If your broader room still feels incomplete, guides like The Smart Shopper’s Guide to Comparing Curtains, Rugs, and Upholstery Like an Analyst can help you make the rest of the room feel intentional rather than pieced together.
When to revisit
A TV stand is one of those purchases that seems settled until your setup changes. This topic is worth revisiting whenever the underlying inputs shift, especially because new furniture options appear frequently and retailers often change dimensions, finishes, and features without changing the basic product concept.
Revisit your choice when:
- You buy a larger or heavier television
- You add a soundbar, gaming system, record player, or more media devices
- You move to a new home or rearrange the room
- You shift from open display to a more minimal, storage-heavy look
- You notice daily friction from poor cable access or insufficient storage
- New options appear that better suit your space, especially in small-room categories
It is also worth checking back when pricing, features, or retailer policies change. Even if your style preferences stay the same, small differences in shelf height, interior depth, or back-panel access can make one release meaningfully better than another.

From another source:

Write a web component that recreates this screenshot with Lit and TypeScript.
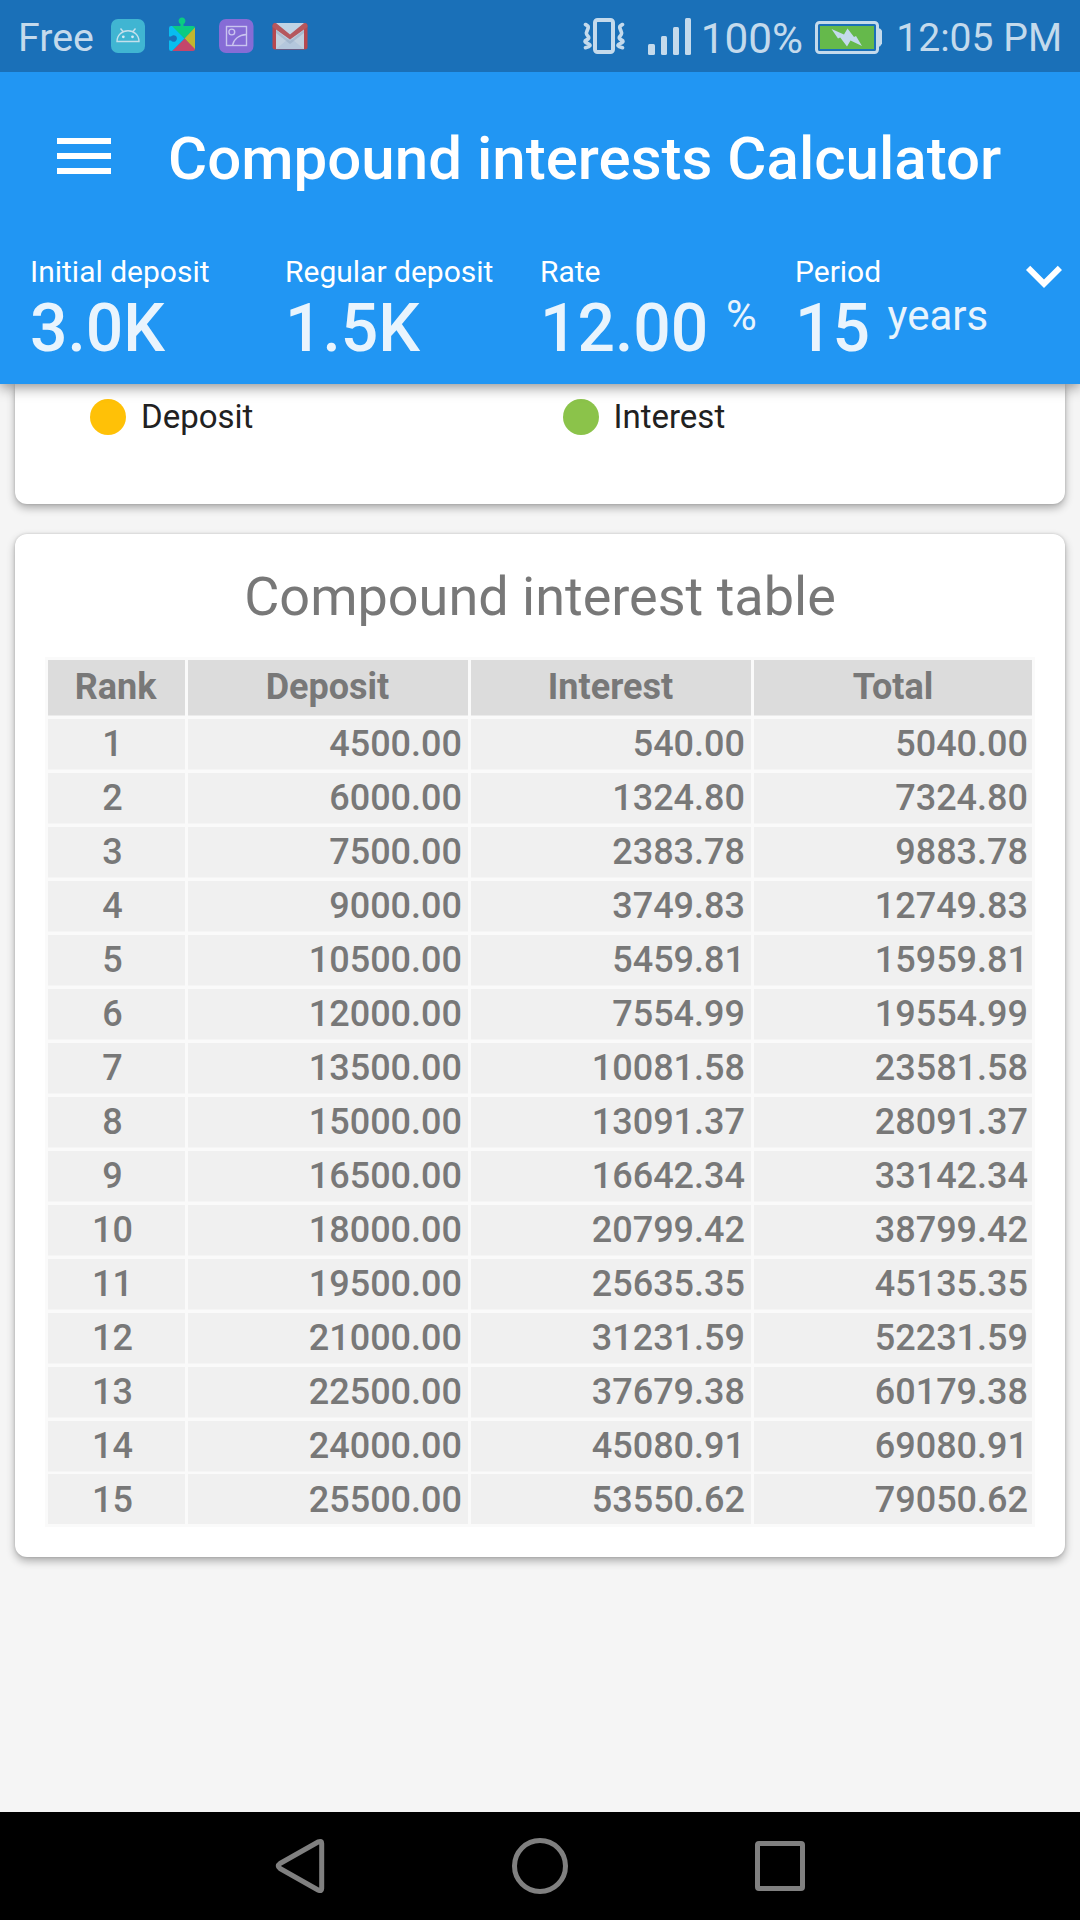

Before you buy, use this quick final checklist:
- Confirm the wall width, TV width, and traffic clearance.
- List every device and accessory the stand needs to hold.
- Decide what must be hidden and what can stay visible.
- Check the rear cable path and ventilation plan.
- Compare height with your seating position.
- Choose a finish you can realistically maintain.
- Think about the next two years, not only this month’s layout.
If you can answer those seven points confidently, you are far more likely to end up with a TV stand with cable management and storage that actually improves the room instead of merely filling a wall. And if the room still needs balancing afterward, revisit your rug scale, lighting, and adjacent furniture so the stand works as part of a complete living space rather than an isolated purchase.